Oblivion sounds luxurious and blissful in “Lux Prima,” a nine-minute mini-suite by the producer and musician Danger Mouse (Gnarls Barkley, Broken Bells, Norah Jones, Black Keys) and Karen O from Yeah Yeah Yeahs, who sings, “I’m nowhere, I’m no one, I’m nobody/There’s nobody but you.” Using deliberately wavery pitch to suggest an analog past, the backdrop summons the spaciousness of spaghetti-Western soundtracks and the steadiness of Krautrock via Stereolab; the final section lets anticipation build behind a repeated, whisper-sung word: “Flash!”

The year after Bobbie Gentry released her indelible 1967 hit, “Ode to Billie Joe,” she came out with “The Delta Sweete,” a far less commercial concept album about her Mississippi roots. Among those who have rediscovered its songs is the psychedelic band Mercury Rev, which has remade the album with guest singers — among them Norah Jones, Lucinda Williams, Phoebe Bridgers and Laeticia Sadier — for release in February as “The Delta Sweete Revisited.” Its preview is “Sermon,” a prayer and a warning — “God Almighty’s gonna cut you down” — sung by Margo Price.
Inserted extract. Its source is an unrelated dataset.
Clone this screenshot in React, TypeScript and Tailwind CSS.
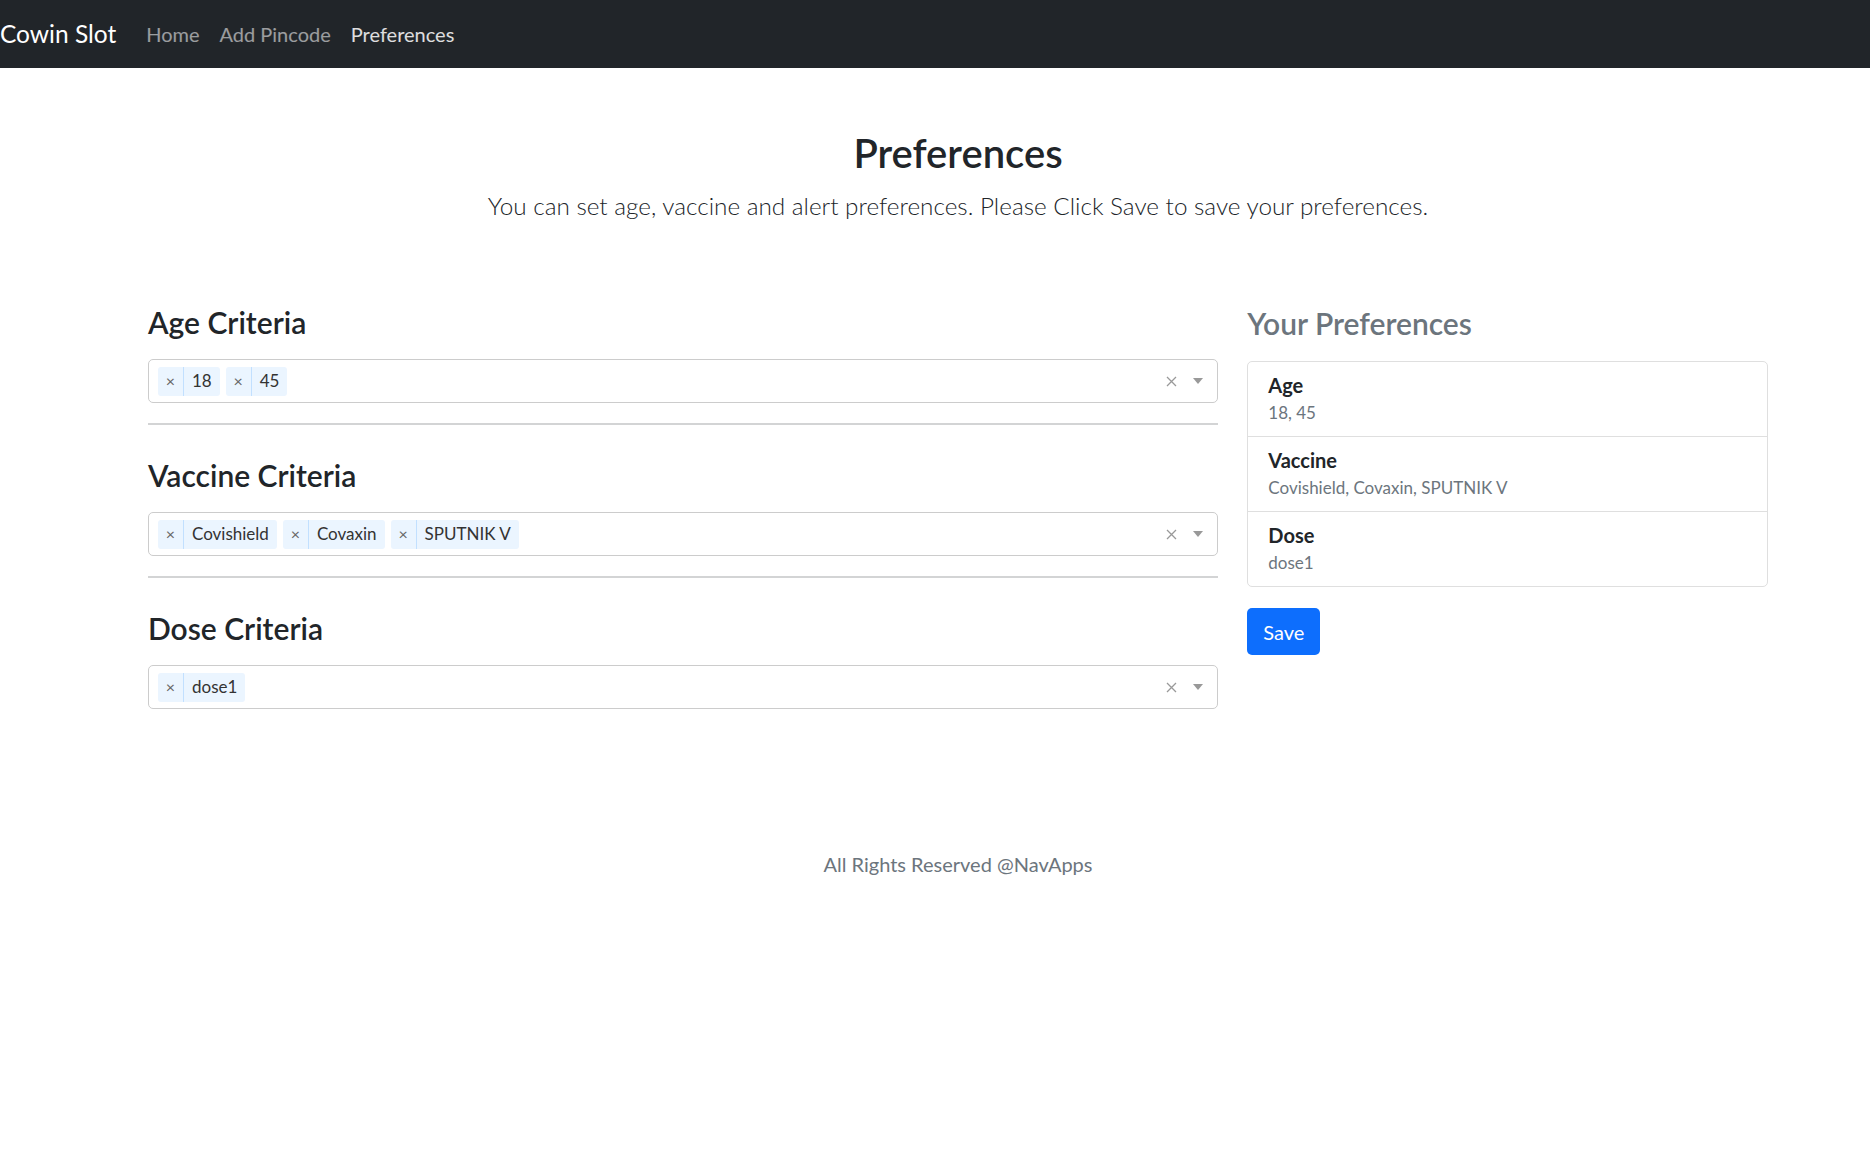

Mercury Rev replaces Gentry’s brisk, nearly rapping original with swelling orchestral drones, the better to reveal the song’s fearful awe. PARELES

Profound despair yields to unbreakable resolve in “The Big Unknown,” a gorgeous, darkly luminous dirge that continues Sade’s gradual and welcome re-emergence. “No way to measure my pain,” she sings with calm certainty, but she also vows, “Here in the deep below, I will rise.” Tolling piano chords and somber strings share her descent, then bolster her will to go on. PARELES

On their new album, “Invisible Sounds,” the trumpeter Ingrid Jensen and the tenor saxophonist Steve Treseler pay tribute to Kenny Wheeler, a Canadian-British trumpeter who died in 2014, leaving behind a book of lovely, warm-blooded compositions. The album opens with a studio recording of the charging “Foxy Trot,” and it ends with this live take. Onstage, Jensen and Treseler’s quintet skips the studio version’s lengthy, drifting intro, and they kick the tempo up by a hair. On her solo, using what sounds like a wah-wah pedal, Jensen emphasizes both the slipperiness of the tune’s melody and the traction of its rhythm. GIOVANNI RUSSONELLO

One of the few remaining unfettered pleasures in hip-hop is the half-sequitur flow of 2 Chainz, and on “Hot Wings,” his start-stop, left-jab-right-jab approach makes bizarre stops at “I go Bruce Wayne on you peons,” “ring cost a Jag” and “curve game on BluBlocker.” Wacko fun. CARAMANICA

“Adicto” is Marc Anthony’s first bachata song, and there is likely a good reason for that. Bachata is a genre that prizes sensuality and caress. It is slick and subtle, things the bazooka-voiced Anthony is not. And so “Adicto,” a collaboration sounds like an argument of reason vs. aggression. This is Royce’s turf, and he’s a whispery singer. But every time Anthony arrives, it sounds like he’s delivering a tsk-tsk lecture, shouting down a foe. CARAMANICA

Most of the South Korean music that reaches the West has been determinedly poppy, perfectly groomed and eager to please. The hip-hop duo XXX has other, far more confrontational plans. In “Sujak” from an upcoming album, “Language,” the rapper Kim Ximya drops a few English words — “strip club casket body in the basket” — into nasal, percussive stretches of Korean, while the producer FRNK surrounds him with irritants, providing a buzzing electro beat only to interrupt it at will with crashes, thuds, plinks and digitally stuttered syllables that stay disruptive all the way through. PARELES

Alec Benjamin, ‘Water Fountain’

Alec Benjamin’s “Water Fountain” plugs into high-school experience: “She told me that she loved me by the water fountain,” he exults — but then he sees her kissing another guy. She has drifted away, while he’s feeling voyeuristic. Benjamin’s voice is androgynously high and strangely disembodied, over a stately programmed beat, but the distress of a thwarted crush is unmistakable. PARELES

A piano motif like a five-note mantra recurs throughout this eerie, reticent, metaphysical lullaby from Alison Sudol’s EP “Moon.” It’s a meditation on memory and change, on trauma and comfort, on closeness and letting go. “You were never meant for the keeping,” Sudol muses, making peace with the inevitable. PARELES

A primo straight-ahead jazz pianist, Aaron Goldberg plays each melody with careful attention, letting joy emerge from within. On his new album, “At the Edge of the World,” Goldberg is joined by the bassist Matt Penman and the drummer and percussionist Leon Parker, whose strategy is more effervescent. Their cover of Luiz Bonfá’s “Manhã de Carnaval” provides a wonderful showcase of their complementary styles. Goldberg plays nimbly against Penman’s lissome bass, phrasing things just behind the beat, then just ahead, but never coming off-track. Parker shows the same sensitivity, but he also lets himself go: On a vocal-percussion cameo, he’s practically bursting.